On Friday, the remains were flown to Pittsburgh International Airport, where Claassen and her cousin, John “Jack” Smith of Lower Burrell, and an honor guard of eight Marines, met the casket when it arrived. Smith was named after his uncle.
“It means everything in the world that he is home with us,” Smith said after the funeral. “It really meant something more than words can express to see them take him off the plane. It was an experience. I wouldn’t want to do it again.”
His brother, Bernie Smith, 74, of New Kensington, and Claassen’s brother, Daniel Harkins, 79, of Carrollton, Texas, are the two family members who knew their uncle. Bernie Smith was 5 when Yeager went off to war.Harkins was 10.
One vivid memory for Harkins was Christmas Day 1941, 18 days after the surprise Japanese attack on Pearl Harbor.
“Christmas was at our house, and he said he was going to join the Marines,” Harkins said. “And that kind of put a shadow over everything.”

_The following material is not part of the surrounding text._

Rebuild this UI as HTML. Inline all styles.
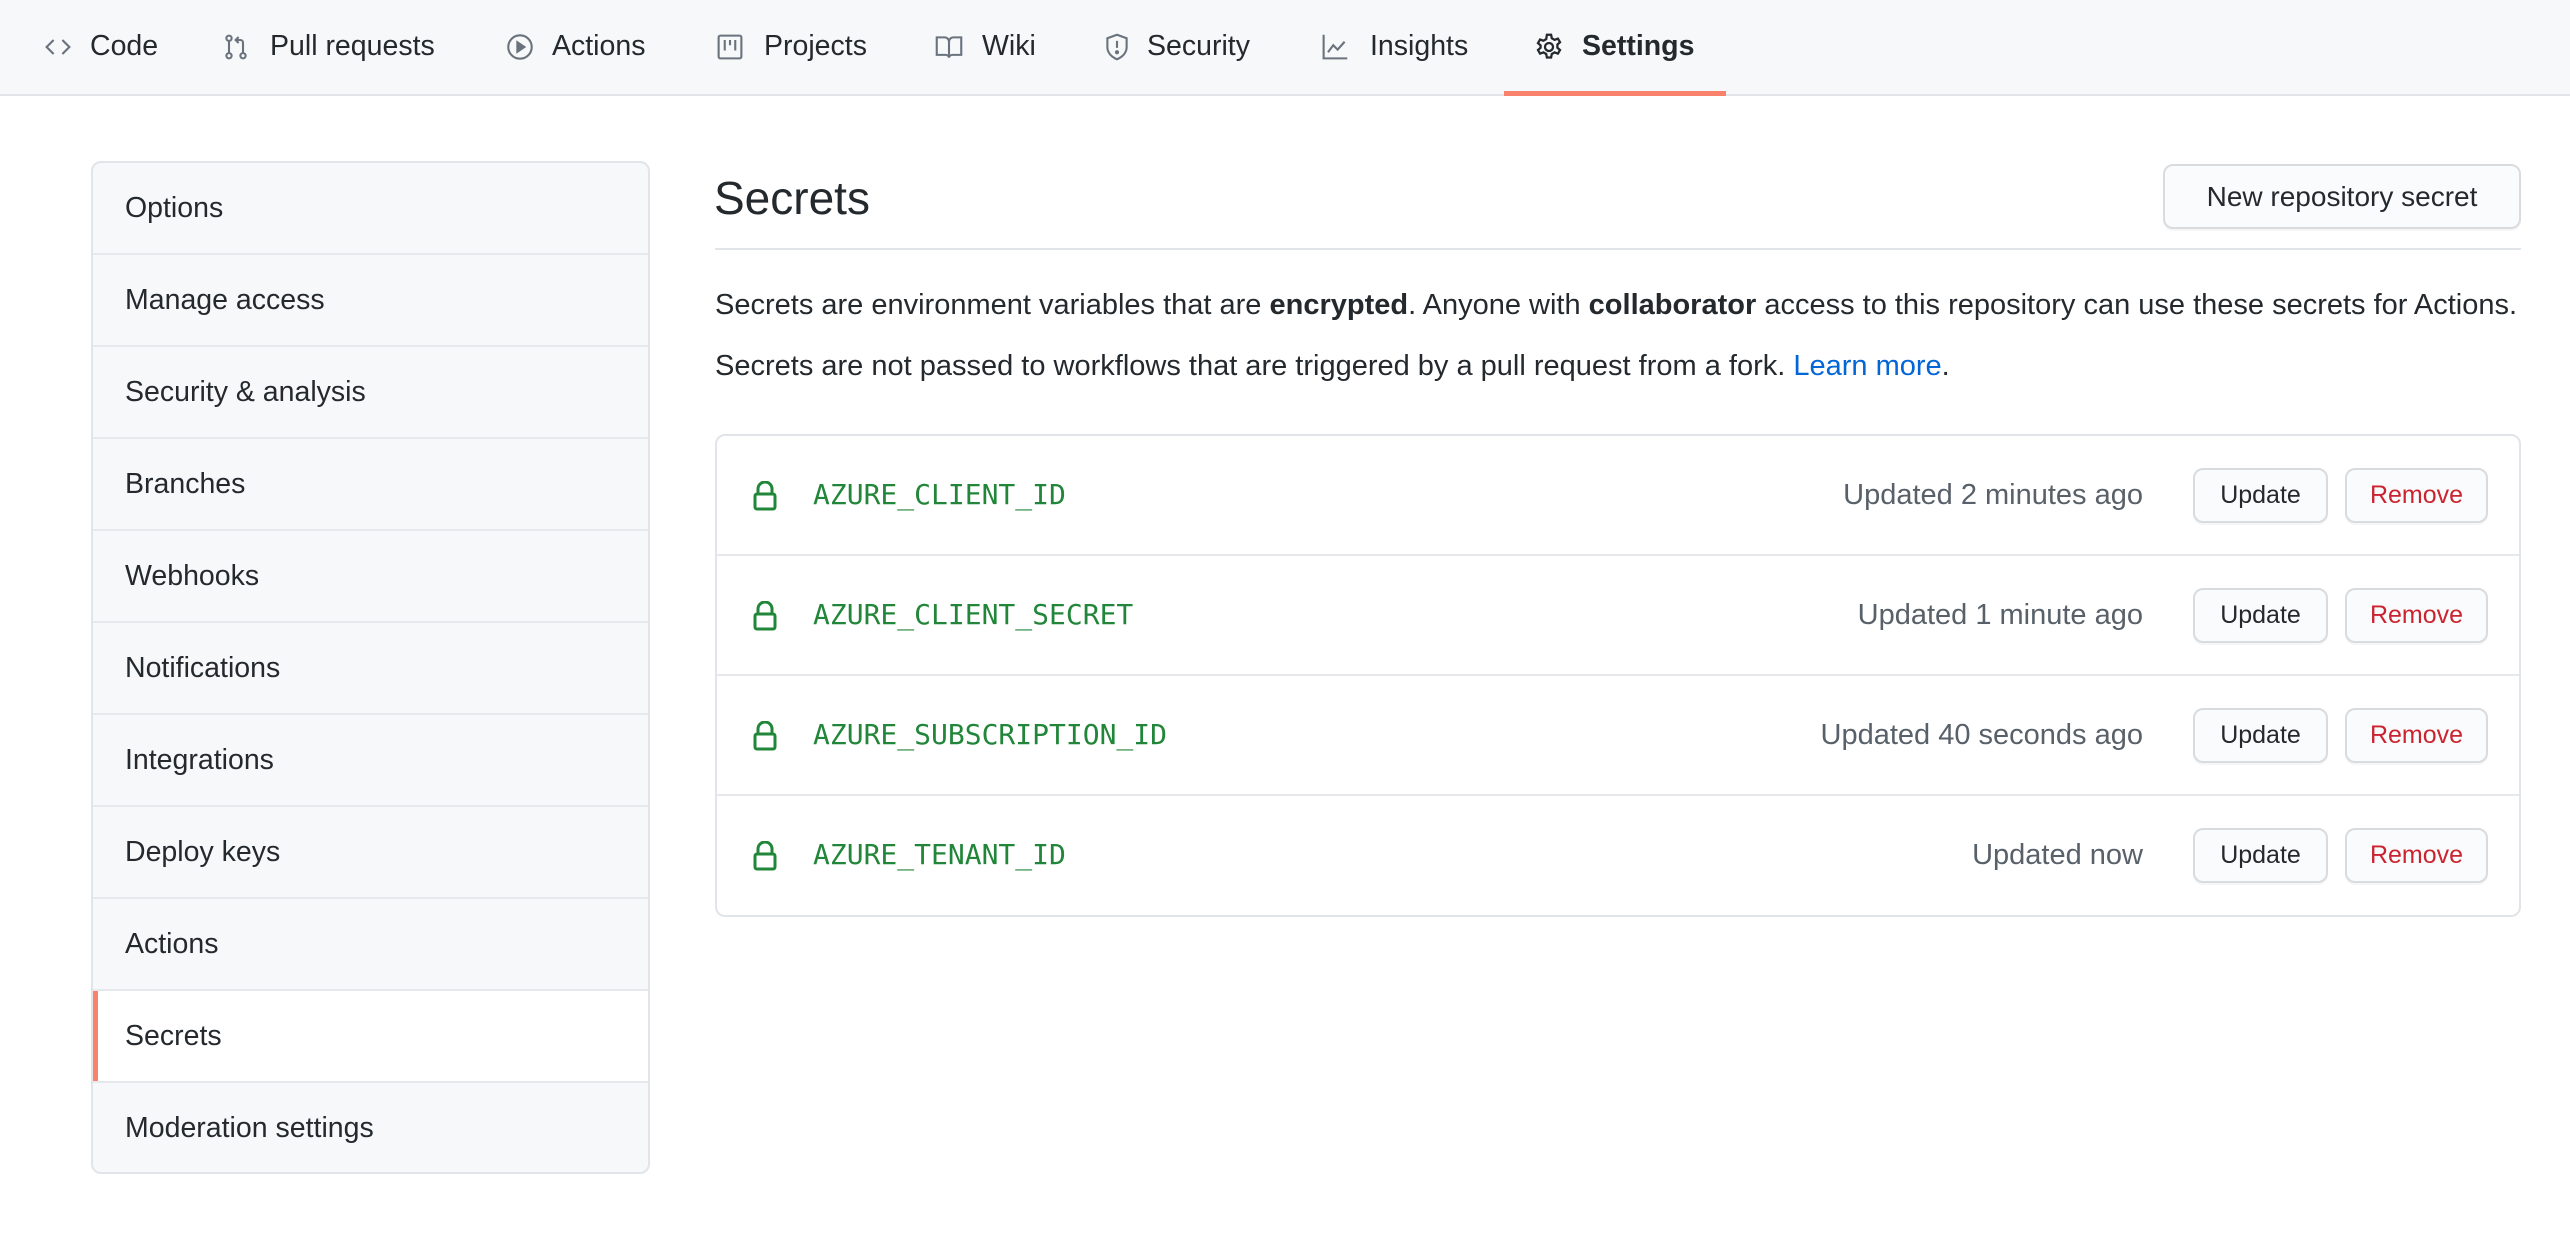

But he said his uncle Jack picked up one of his presents, a toy gun that shot corks about 10 feet. Pointing it toward the Christmas tree, said, “Watch me hit that yellow light right there.”
“He shot and hit that light square, shattering it, and that kind of lightened the mood,” Harkins said.
“I think the thing that meant the most to me today was how the community remembered him,” Bernie Smith said. “I think all the veterans groups participated.”
Indeed, members of the VFW, the Marine Corps League and the American Legion participated.
A group of cadets from the Valley High School Army ROTC stood at attention outside the funeral home along Freeport Road and an honor guard detachment from Rolling Thunder, the motorcycle group that campaigns for the return of American prisoners of war and finding those missing in action, were part of the funeral procession.
Right before the entrance to the cemetery along Route 56, the aerial truck ladders from New Kensington and Arnold fire departments formed an arch with a large American flag in the center for the procession to pass under.
The homecoming for the uncle she knew only through stories from her family and reading the countless letters he wrote while in the Marines, is “a continuance,” Claassen said.
“A continuance of his memory,” she said. “Yes, there is closure, and he is here at home and I can visit him.
But it is a continuance of the love he gave to us and we can continue to give to him.”